For the estimation at each step to be accurate, we need to assert that \(b_i < 10 (i \geq 1)\) holds. In fact, solving \(\ref{four}\) with regards to \(b_2\) directly yields
\[\begin{align} \frac{-20b_1 - \sqrt{400a_1 + 4a_2}}{2} \leq 0 \leq b_2 \leq \frac{-20b_1 + \sqrt{400a_1 + 4a_2}}{2} . \end{align}\]Thus, we need to prove that
\[\begin{align} \frac{-20b_1 + \sqrt{400a_1 + 4a_2}}{2} < 10, \end{align}\]which is equivalent to proving
\[\begin{align}\label{five} 400(a_1 - (b_1^2 + 2b_1) - 1) + 4a_2 < 0. \end{align}\]Fortunately, according to the property of \(b_1\), we know that \(a_1 \leq (b_1 + 1)^2 - 1 = b_1^2 + 2b_1\). Therefore
\[\begin{align} 400(a_1 - (b_1^2 + 2b_1) - 1) + 4a_2 < -400 + 4a_2. \end{align}\]Because \(a_2 \in \mathbb{Z}(0,99)\), it can be seen that \(\ref{five}\) always holds. That is to say this algorithm is guaranteed to be able to find the best estimation at each step.

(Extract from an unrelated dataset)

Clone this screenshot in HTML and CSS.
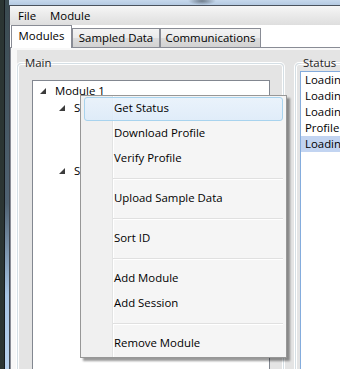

In fact, if we extend the definition of \(a_i\) and \(b_i\), the proof can be easily extended to the following steps of this algorithm. I am not going to cover too much detail on that.
Epilogue
I write this article because I cannot describe how stunned I am when I first read about this method on the Internet. Ancient China is known to be primitive and undeveloped. But the width and depth of our ancient civilization had come to a point where no other civilization can compare. There is no doubt that Chinese people have succeeded in demonstrating their wisdom and capability to the entire world. We used to be the past, we possess the potential now, and we will be in the future. I am proud to be born Chinese.